Does the lookup show accident or title history?
No, the lookup does not provide accident history, title history, title brands, mileage records, liens, service records, or a complete vehicle-history report. It focuses on available vehicle specifications, model recall information, and consumer complaints. Review the VIN and appropriate official or commercial records for other purchase research.
Are the recall results specific to the exact vehicle?
No, recall results are based on the returned year, make, and model rather than the exact vehicle. A campaign may affect only certain production ranges or equipment. Use the complete VIN with NHTSA, the manufacturer, or an authorized dealer to confirm applicability and whether repair work has been completed.
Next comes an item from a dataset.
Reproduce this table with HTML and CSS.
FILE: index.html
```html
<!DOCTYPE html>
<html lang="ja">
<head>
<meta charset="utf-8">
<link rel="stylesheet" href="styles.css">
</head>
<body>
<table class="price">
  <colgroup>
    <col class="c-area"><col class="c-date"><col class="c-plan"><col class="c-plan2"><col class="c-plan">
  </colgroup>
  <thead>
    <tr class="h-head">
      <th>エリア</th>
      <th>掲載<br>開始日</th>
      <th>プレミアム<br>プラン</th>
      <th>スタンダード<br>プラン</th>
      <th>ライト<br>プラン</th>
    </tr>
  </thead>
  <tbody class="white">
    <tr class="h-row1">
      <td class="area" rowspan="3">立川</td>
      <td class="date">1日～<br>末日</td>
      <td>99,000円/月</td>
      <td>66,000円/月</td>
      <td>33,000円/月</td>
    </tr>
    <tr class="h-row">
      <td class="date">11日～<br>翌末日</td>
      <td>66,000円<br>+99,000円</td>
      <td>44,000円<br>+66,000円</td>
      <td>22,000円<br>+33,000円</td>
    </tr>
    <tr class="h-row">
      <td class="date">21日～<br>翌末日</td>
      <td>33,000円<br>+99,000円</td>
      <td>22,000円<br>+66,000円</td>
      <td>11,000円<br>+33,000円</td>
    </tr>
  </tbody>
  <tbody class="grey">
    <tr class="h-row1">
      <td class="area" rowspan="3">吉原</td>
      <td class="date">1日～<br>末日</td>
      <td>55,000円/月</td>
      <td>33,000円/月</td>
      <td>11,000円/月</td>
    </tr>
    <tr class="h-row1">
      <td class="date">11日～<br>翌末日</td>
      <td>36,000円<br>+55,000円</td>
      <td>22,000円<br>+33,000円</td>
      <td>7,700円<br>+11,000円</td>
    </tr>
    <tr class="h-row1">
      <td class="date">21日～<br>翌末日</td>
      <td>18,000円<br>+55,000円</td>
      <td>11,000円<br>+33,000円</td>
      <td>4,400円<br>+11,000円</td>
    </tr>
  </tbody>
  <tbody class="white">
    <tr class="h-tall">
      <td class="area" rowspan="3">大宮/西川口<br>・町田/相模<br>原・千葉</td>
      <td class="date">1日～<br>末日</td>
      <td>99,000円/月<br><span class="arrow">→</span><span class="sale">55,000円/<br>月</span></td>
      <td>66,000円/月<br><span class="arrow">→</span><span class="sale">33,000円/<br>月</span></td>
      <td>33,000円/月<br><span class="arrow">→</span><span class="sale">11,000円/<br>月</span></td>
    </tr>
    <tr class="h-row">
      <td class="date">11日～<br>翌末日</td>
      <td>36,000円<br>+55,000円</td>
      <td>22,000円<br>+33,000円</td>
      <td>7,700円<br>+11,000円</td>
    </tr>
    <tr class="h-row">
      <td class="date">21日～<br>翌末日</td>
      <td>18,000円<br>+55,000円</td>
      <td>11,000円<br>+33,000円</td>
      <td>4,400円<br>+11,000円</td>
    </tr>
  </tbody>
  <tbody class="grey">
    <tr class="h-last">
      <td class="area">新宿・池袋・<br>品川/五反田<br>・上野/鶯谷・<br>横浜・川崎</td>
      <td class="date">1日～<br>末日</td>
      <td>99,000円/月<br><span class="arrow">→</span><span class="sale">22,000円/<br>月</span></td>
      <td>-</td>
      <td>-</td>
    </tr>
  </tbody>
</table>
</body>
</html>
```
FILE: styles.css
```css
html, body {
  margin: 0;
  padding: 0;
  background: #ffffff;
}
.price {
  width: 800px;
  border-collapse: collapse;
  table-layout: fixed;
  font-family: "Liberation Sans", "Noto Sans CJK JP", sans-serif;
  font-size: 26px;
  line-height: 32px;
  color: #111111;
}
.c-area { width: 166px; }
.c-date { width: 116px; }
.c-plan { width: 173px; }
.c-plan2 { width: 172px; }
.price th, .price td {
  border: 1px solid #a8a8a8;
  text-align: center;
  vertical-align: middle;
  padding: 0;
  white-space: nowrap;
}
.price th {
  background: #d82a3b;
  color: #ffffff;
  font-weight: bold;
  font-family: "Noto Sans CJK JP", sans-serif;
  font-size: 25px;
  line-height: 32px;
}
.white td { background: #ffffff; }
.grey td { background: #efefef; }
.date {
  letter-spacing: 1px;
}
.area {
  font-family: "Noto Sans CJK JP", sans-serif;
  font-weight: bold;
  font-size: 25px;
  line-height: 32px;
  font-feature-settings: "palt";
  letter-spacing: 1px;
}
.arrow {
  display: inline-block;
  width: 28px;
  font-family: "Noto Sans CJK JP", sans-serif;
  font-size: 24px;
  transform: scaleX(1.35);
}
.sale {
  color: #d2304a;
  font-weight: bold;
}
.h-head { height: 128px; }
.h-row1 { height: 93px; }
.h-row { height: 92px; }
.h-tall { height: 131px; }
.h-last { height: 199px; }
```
What do NHTSA vehicle complaints mean?
They are reports submitted by consumers about problems or incidents involving a vehicle model. A complaint is not a recall, confirmed defect, or government conclusion. Similar reports can highlight an issue worth researching, but they should be considered with an inspection, test drive, maintenance information, and broader model research.
Why does a valid plate sometimes return no information?
A valid plate may return no result because of a typing error, similar-looking characters, a new or temporary plate, specialty formatting, plate reassignment, delayed updates, limited data coverage, or a temporary service issue. Recheck the complete number, confirm the state, and try again later when the plate was recently issued.
What a Montana Plate Search Can Tell You
A Montana plate lookup can help confirm basic vehicle details, review available specifications, research model recalls, examine consumer complaints, and spot possible inconsistencies. Results depend on available records and should be compared with the vehicle and its VIN. Recall applicability requires VIN-based confirmation, while complaints are unverified consumer reports rather than proven defects. Private owner information remains restricted, and official registration questions belong with the Montana Motor Vehicle Division or the appropriate county office.